Lost Pig won 1st Prize at the 2007 Interactive Fiction Competition. It was nominated in nearly every category in the 2007 Xyzzy Awards, winning Best Game, Best Writing, Best Individual Player Character (Grunk), and Best Individual Non-Player Character (the gnome).
- Alchemy Is Magic: The mysterious place underground turns out to be the former home of a famous gnome alchemist. Some of his inventions are still lying around and are necessary to finishing the game.
- Character Blog: Grunk's Journal, in which Grunk leave pig farm and join army. (The blog actually came first; the game is a prequel.)
- The Dev Team Thinks of Everything: There is the option to ask the gnome about any topic. You can choose to ask the gnome about himself, the area, Grunk, Grunk's mission, most of the games items and scenery, any strange words he mentions, his philosophies, and a lot more. It can actually take up most of your game time trying to find as many topics to talk to the gnome about as you can. There is a toggle-able menu that gives topics for you to talk to the gnome about based on what you have seen already and what he has mentioned, but even going through the whole Dialogue Tree created by this doesn't go through all the options.
- Direct Line to the Author: The game is supposedly by Grunk, "as told to" the game's programmer.
- Dissimile: Grunk describes an underground chamber lit by "mossfuressence":
It bright, just like day time. Except that instead of sun, it wall that glow. And instead of grass and tree, it square room with four wall. And instead of outside, it all under ground. But beside those thing, it just like it! |
- Dungeon Crawler: The game is a riff on this genre, though Grunk only got into the dungeon by accident, and isn't interested in looting it, even if there were anything really valuable left after all the other dungeon crawlers who have been through.

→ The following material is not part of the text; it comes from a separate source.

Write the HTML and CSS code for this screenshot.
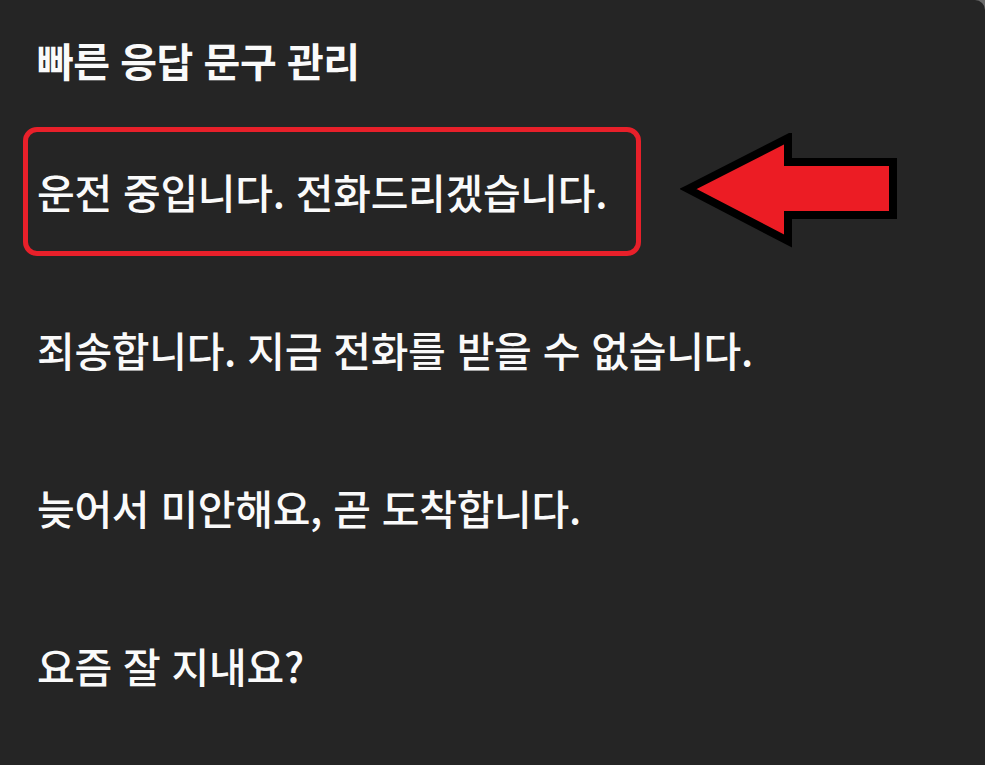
FILE: index.html
```html
<!DOCTYPE html>
<html lang="ko">
<head>
<meta charset="utf-8">
<title>빠른 응답 문구 관리</title>
<link rel="stylesheet" href="styles.css">
</head>
<body>
<main class="panel">
  <h1 class="title">빠른 응답 문구 관리</h1>
  <ul class="list">
    <li class="row">
      <div class="marked">운전 중입니다. 전화드리겠습니다.</div>
    </li>
    <li class="row">죄송합니다. 지금 전화를 받을 수 없습니다.</li>
    <li class="row">늦어서 미안해요, 곧 도착합니다.</li>
    <li class="row">요즘 잘 지내요?</li>
  </ul>
  <svg class="arrow" width="230" height="130" viewBox="0 0 230 130" aria-hidden="true">
    <polygon points="8,56 108,5 108,29 213,29 213,82 108,82 108,108" fill="#ec1c24" stroke="#000" stroke-width="8" stroke-linejoin="miter" stroke-miterlimit="10"/>
  </svg>
</main>
</body>
</html>
```

FILE: styles.css
```css
html, body {
  margin: 0;
  padding: 0;
  background: #6a6a6a;
}
body {
  width: 985px;
  height: 765px;
  overflow: hidden;
}
.panel {
  position: relative;
  box-sizing: border-box;
  width: 985px;
  height: 765px;
  background: #252525;
  border-top-right-radius: 10px;
  padding: 0 0 0 37px;
  color: #fafafa;
  font-family: "Noto Sans CJK KR", "Noto Sans", sans-serif;
}
.title {
  margin: 0;
  height: 112px;
  box-sizing: border-box;
  padding-top: 32px;
  font-size: 40px;
  line-height: 56px;
  font-weight: 700;
  letter-spacing: -0.5px;
  white-space: nowrap;
}
.list {
  list-style: none;
  margin: 0;
  padding: 0;
}
.row {
  height: 158px;
  display: flex;
  align-items: center;
  font-size: 41px;
  font-weight: 500;
  letter-spacing: -0.3px;
  white-space: nowrap;
}
.marked {
  box-sizing: border-box;
  margin-left: -14px;
  width: 618px;
  height: 129px;
  border: 5px solid #e8202a;
  border-radius: 14px;
  padding-left: 9px;
  display: flex;
  align-items: center;
}
.arrow {
  position: absolute;
  left: 680px;
  top: 133px;
}
```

- Hollywood Darkness: All the underground locations, except for the room with the strange noise, are conveniently lit by (as the gnome later tells Grunk) "mossfuressence", the alchemical distillation of those mysterious glowing fungi and shaggy mosses that always seem to be growing wherever there's a hero lost underground with no torch.
- Hulk Speak: Grunk orc. Big and green and wearing pants. That good: pants important.
- Instant Mass, Just Add Water: It's not mass, precisely, but it's a definite example of ludicrous dehydration. Picture this — dehydrated fire.
- Kleptomaniac Hero: Played with. The gnome has several grumpy things to say about earlier encounters with the type, and the Last Lousy Point is awarded for not acting like one, and putting stuff back how it was when you're done with it.
- Last Lousy Point
- Medium Awareness: Grunk's conversation with the gnome includes an Easter Egg in which Grunk tells the gnome that they're both just characters in a computer game.
Gnome shake head and smile. "You will forgive me if I find that a little difficult to swallow." |
- Shout-Out: At one point, exploring a room that's been ransacked by Adventurers, Grunk finds some graffiti that (when he finds somebody to read it for him) turns out to say "Belkar was here".
- Technicolor Science: Lampshaded.
Grunk ask gnome about stuff on tray. Gnome say, "Mysterious bubbling liquids in strangely shaped glassware is the heart of alchemy." |
- Unreliable Narrator: Not within the game itself, but it's a running gag in the supporting materials that the game may not be an accurate representation of the "real" pig-finding expedition that inspired Grunk to write it. Particularly since much of the game requires the player character to progress by solving puzzles, and the player character is, well, Grunk.